Few things are more high-reward/low-risk than briefly supporting a sports team.
Baseball. Basketball. Surf board. Ping pong. Rugby ball. As the Viagra Boys once rightly pointed out, there are so many sports.
It’s kind of overwhelming, and a little weird to see how genuinely into it all some people can get, especially when you have Taylor Swift’s wedding to care about. Still, every time there’s a big cup or a championship to win, I can’t help but pick up on the vibe shift. The pubs are packed, the water cooler chat is back and the internet feels like a fun place to visit again. When all the stars align, my heart knows it’s time to jump back on the bandwagon.
After all, is there anything more high-reward/low-risk than casual sports fandom? You reap all the highs while skipping over the lows by simply jumping ship as soon as things turn sour. Your happiness is not dictated by whether some dude kicks/throws/hits a ball right, but by your ability to tap out. You do not have to constantly convince yourself that it’s our year.
Bandwagoning is, you could say, a sport in and of itself. Personally, I like to choose which teams to temporarily back based not on tactics (I couldn’t tell you the difference between a half-back and a hooker and I’m not about to try to find out) but on vibes.
Rugby is usually too violent for my gentle soul but I am very partial to the theatre of football and the cute outfits you see on the tennis court.

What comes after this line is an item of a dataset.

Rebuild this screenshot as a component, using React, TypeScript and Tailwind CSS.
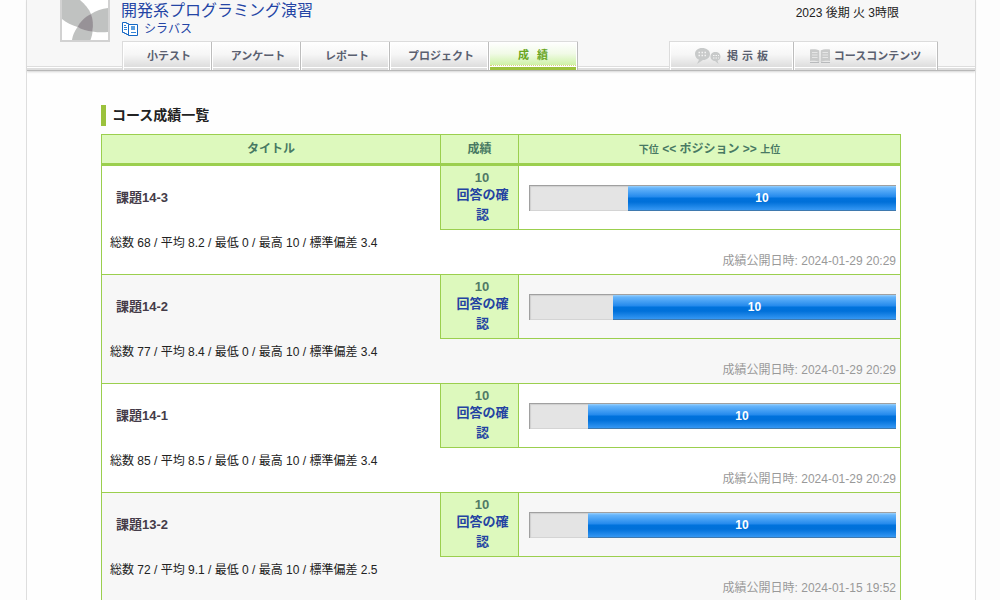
import type { ReactNode } from 'react';

type Grade = {
  title: string;
  stats: string;
  published: string;
  offset: number;
};

const grades: Grade[] = [
  { title: '課題14-3', stats: '総数 68 / 平均 8.2 / 最低 0 / 最高 10 / 標準偏差 3.4', published: '2024-01-29 20:29', offset: 99 },
  { title: '課題14-2', stats: '総数 77 / 平均 8.4 / 最低 0 / 最高 10 / 標準偏差 3.4', published: '2024-01-29 20:29', offset: 84 },
  { title: '課題14-1', stats: '総数 85 / 平均 8.5 / 最低 0 / 最高 10 / 標準偏差 3.4', published: '2024-01-29 20:29', offset: 59 },
  { title: '課題13-2', stats: '総数 72 / 平均 9.1 / 最低 0 / 最高 10 / 標準偏差 2.5', published: '2024-01-15 19:52', offset: 59 },
];

function CourseLogo() {
  return (
    <svg width="50" height="42" viewBox="0 0 50 42" className="block">
      <rect x="0" y="-8" width="50" height="50" fill="#d2d2d2" />
      <rect x="2" y="-6" width="46" height="46" fill="#fff" />
      <path d="M2 0H20C25 4 29 9 31 14L17.500 27C12 25.500 6 22.500 2 19Z" fill="#c0c2c1" />
      <path d="M48 8C42 8.500 36 10.500 31 14L32.500 31.500C38 32.500 43 32.500 48 32Z" fill="#c0c2c1" />
      <path d="M17.500 27C14.500 31 12.500 36 12 40H30.500C31.500 37 32.500 34 32.500 31Z" fill="#c0c2c1" />
      <path d="M31 14C25 17 20 22 17.500 27C22 29.500 27 31 32.500 31.500C33.300 25 33 19 31 14Z" fill="#979297" />
    </svg>
  );
}

function SyllabusIcon() {
  return (
    <svg width="18" height="16" viewBox="0 0 18 16" fill="none" stroke="#1467c4" className="block">
      <path d="M7.500 3.500V2.500H5.500V1.500H1.500V11.500H3.500V12.500H5.500V13.500H7.500V14.500H16.500V3.500Z" fill="#fff" />
      <path d="M7.500 3.500V14.500" />
      <path d="M3 4.500h2M3 6.500h3M3 8.500h3M10 11.500h5" stroke="#3284d8" />
      <rect x="10" y="5" width="4" height="4" fill="#5b9ede" stroke="none" />
    </svg>
  );
}

function ChatIcon() {
  return (
    <svg width="26" height="17" viewBox="0 0 26 17" className="block">
      <path d="M7 0C3 0 0 2.500 0 6C0 9 2 11 4 11.700L2 16L8 12C12 12 15 9.500 15 6C15 2.500 11.500 0 7 0Z" fill="#c8caca" />
      <path d="M20.500 4C17.500 4 15.500 6 15.500 8.800C15.500 11.500 18 13 20 13L23.500 16L22.500 12.700C24.500 12 25.500 10.500 25.500 8.700C25.500 6 23.500 4 20.500 4Z" fill="#c8caca" />
      <path d="M3.500 4.500h8M3.500 7.500h8" stroke="#f4f4f4" strokeWidth="1.500" strokeDasharray="1.500 1.500" />
      <path d="M18 7.500h6M18 10h6" stroke="#f4f4f4" strokeDasharray="1.500 1" />
    </svg>
  );
}

function BookIcon() {
  return (
    <svg width="20" height="14" viewBox="0 0 20 14" className="block">
      <path d="M0 .5C4 0 7.500 .5 9.300 1.500V13C7 12 4 11.500 0 12Z" fill="#c9caca" />
      <path d="M20 .5C16 0 12.500 .5 10.700 1.500V13C13 12 16 11.500 20 12Z" fill="#c9caca" />
      <path d="M2 3.500h5.500M2 6h5.500M2 8.500h5.500M12.500 3.500H18M12.500 6H18M12.500 8.500H18" stroke="#e6e6e6" />
      <path d="M0 13.500H9M11 13.500H20" stroke="#b8babc" />
    </svg>
  );
}

function Tab({ width, children }: { width: string; children: ReactNode }) {
  return (
    <div className={`${width} flex h-full flex-col border-r border-[#bdbdbd]`}>
      <div className="mx-px flex flex-1 items-center justify-center whitespace-nowrap bg-linear-to-b from-white via-[#f6f6f6] to-[#dddddd] pl-1 pt-[3px] text-[11px] font-bold text-[#5a6070]">
        {children}
      </div>
      <div className="mx-px mt-px h-[2px] bg-[#dedede]" />
    </div>
  );
}

function ActiveTab({ children }: { children: ReactNode }) {
  return (
    <div className="flex h-full w-[89px] flex-col border-r border-[#bdbdbd]">
      <div className="mx-px flex flex-1 items-center justify-center whitespace-nowrap border-b border-dotted border-[#d8d080] bg-linear-to-b from-white via-[#f1fae7] to-[#cef2a6] pt-1 text-[11px] font-bold text-[#69a51e]">
        {children}
      </div>
      <div className="mx-px mt-px h-[3px] bg-[#9bc23c]" />
    </div>
  );
}

function Header() {
  return (
    <header className="flex h-[71px] flex-col border-b border-[#b8b8b8] bg-[#f7f7f7] shadow-[0_1px_2px_#d5d5d5]">
      <div className="flex h-[41px] shrink-0 pl-[33px]">
        <CourseLogo />
        <div className="ml-[11px] flex-1">
          <h1 className="h-[21px] whitespace-nowrap text-[16px] leading-[21px] text-[#2445a5]">開発系プログラミング演習</h1>
          <div className="flex items-center gap-[5px] text-[12px] leading-4 text-[#2445a5]">
            <SyllabusIcon />
            <span>シラバス</span>
          </div>
        </div>
        <div className="mr-[76px] pt-1 text-[12px] leading-[18px]">2023 後期 火 3時限</div>
      </div>
      <div className="flex h-[29px] justify-between bg-[linear-gradient(to_bottom,transparent_25px,#ddd_25px,#ddd_26px,#fff_26px,#fff_27px,#dedede_27px)] pl-[95px] pr-[37px]">
        <nav className="flex border-l border-t border-[#dcdcdc] bg-white">
          <Tab width="w-[89px]">小テスト</Tab>
          <Tab width="w-[89px]">アンケート</Tab>
          <Tab width="w-[89px]">レポート</Tab>
          <Tab width="w-[99px]">プロジェクト</Tab>
          <ActiveTab>成<span className="w-2" />績</ActiveTab>
        </nav>
        <nav className="flex border-l border-t border-[#dcdcdc] bg-white">
          <Tab width="w-[124px]"><ChatIcon /><span className="ml-1.5 tracking-[4px]">掲示板</span></Tab>
          <Tab width="w-[144px]"><span className="-ml-1"><BookIcon /></span><span className="ml-1">コースコンテンツ</span></Tab>
        </nav>
      </div>
    </header>
  );
}

function PositionBar({ offset }: { offset: number }) {
  return (
    <div className="flex h-[26px] w-[367px] border-l border-t border-[#a0a0a0] bg-[#e4e4e4] shadow-[inset_1px_1px_1px_#cfcfcf,inset_0_-1px_#d4d4d4]">
      <div className="shrink-0" style={{ width: offset - 1 }} />
      <div className="flex-1 border-b border-[#3f79ae] bg-[linear-gradient(to_bottom,#9bd1fc_0px,#66b5fb_2px,#2389ec_11px,#0072dc_12px,#0070d9_16px,#3597f3_24px)] text-center text-[12px] font-bold leading-[25px] text-white">10</div>
    </div>
  );
}

function GradeRow({ grade, shaded }: { grade: Grade; shaded: boolean }) {
  return (
    <article className={`h-[109px] border-b border-[#9bcf4e] ${shaded ? 'bg-[#f7f7f7]' : 'bg-white'}`}>
      <div className="flex h-16">
        <h3 className="w-[338px] pl-[14px] pt-[22px] text-[13px] font-bold leading-5 text-[#443b48]">{grade.title}</h3>
        <div className="w-[79px] border-x border-b border-[#9bcf4e] bg-[#ddf9bd] pl-[6px] text-center text-[13px] font-bold">
          <div className="h-[19px] pr-[1px] pt-[2px] leading-5 text-[#507a66]">10</div>
          <a className="block whitespace-nowrap leading-5 text-[#2443a2]">回答の確<br />認</a>
        </div>
        <div className="flex-1 border-b border-[#9bcf4e] pl-[10px] pt-[19px]">
          <PositionBar offset={grade.offset} />
        </div>
      </div>
      <div className="pl-2 pt-1 text-[12px] leading-[18px]">{grade.stats}</div>
      <div className="pr-1 text-right text-[12px] leading-[18px] text-[#999]">成績公開日時: {grade.published}</div>
    </article>
  );
}

export default function App() {
  return (
    <div className="h-[600px] w-[1000px] overflow-hidden bg-[#fdfdfd] font-['Liberation_Sans','Noto_Sans_CJK_JP',sans-serif] text-[#222]">
      <div className="ml-[26px] h-full w-[950px] border-x border-[#dedede] bg-[#fefefe]">
        <Header />
        <main className="ml-[74px] w-[800px] pt-[34px]">
          <h2 className="h-[21px] border-l-[5px] border-[#9bc23c] pl-[6px] text-[14px] font-bold leading-[20px] text-[#222]">コース成績一覧</h2>
          <section className="mt-2 border-x border-t border-[#9bcf4e]">
            <div className="flex h-[31px] border-b-[3px] border-[#9bcf4e] bg-[#ddf9bd] text-center text-[12px] font-bold leading-[28px] text-[#487963]">
              <div className="w-[338px]">タイトル</div>
              <div className="w-[79px] border-x border-[#9bcf4e]">成績</div>
              <div className="flex-1"><span className="text-[10px]">下位</span> &lt;&lt; ポジション &gt;&gt; <span className="text-[10px]">上位</span></div>
            </div>
            {grades.map((grade, index) => (
              <GradeRow key={grade.title} grade={grade} shaded={index % 2 === 1} />
            ))}
          </section>
        </main>
      </div>
    </div>
  );
}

When Taylor Swift started dating Travis Kelce, I briefly flirted with the idea of following American football. My algorithm was so NBA-coded last month that it seemed a missed opportunity not to root for the New York Knicks. Of course, there’s another way to easily bandwagon: enter the office sweepstakes and hope for the best.
Winning teams make for a comfy bandwagon, but you can even be a short-term fan of the teams which are objectively not at all good. I briefly indulged in my ancestral curse of supporting Tottenham Hot Spur when the team was on the cusp of premier league relegation this year, mostly in solidarity with my long-suffering father. The Spurs may fail a vibes test but, if you’re a sucker for punishment, you can find a real thrill in rooting for the underdog, and watching them make it out alive, against all odds.
Mostly, it’s just nice to talk to the people that make you happy about something that makes them happy. Dad has someone to vent his football frustrations to, and the cheers ripping through the office make a nice ambiance. Plus, I’ve unlocked a whole genre of Instagram reels which I never thought I’d find funny.
Other upsides: You get a hall pass to scream “WE’RE SO BACK!” in a bar, knowing full well you have no idea where you’d been. For a moment in time, you’re a part of a conversation, even if you have zero interest in remaining a member of the community you’re pretending to be a part of.
The perks of pursuing this lifestyle instead of embracing actual fandom are abundant. Real sports fans should consider switching sides.
I know too many Wellingtonians addicted to the public humiliation ritual of being blown about in the cake tin every time the A-League comes around and having nothing to show for it. Why? They’ll tell you that the suffering is all a part of the appeal, which sounds eerily similar to the affirmations my home girls tell themselves when they don’t want to leave a mediocre man. It’s an addiction to psychological self-harm. It’s an unfulfilling situationship. It can’t be a healthy way to live.
Anyway, now that my sweepstakes teams have been kicked out of the FIFA World Cup, I can turn my full attention to my favourite vibe-based endurance sport event of the year: Love Island UK.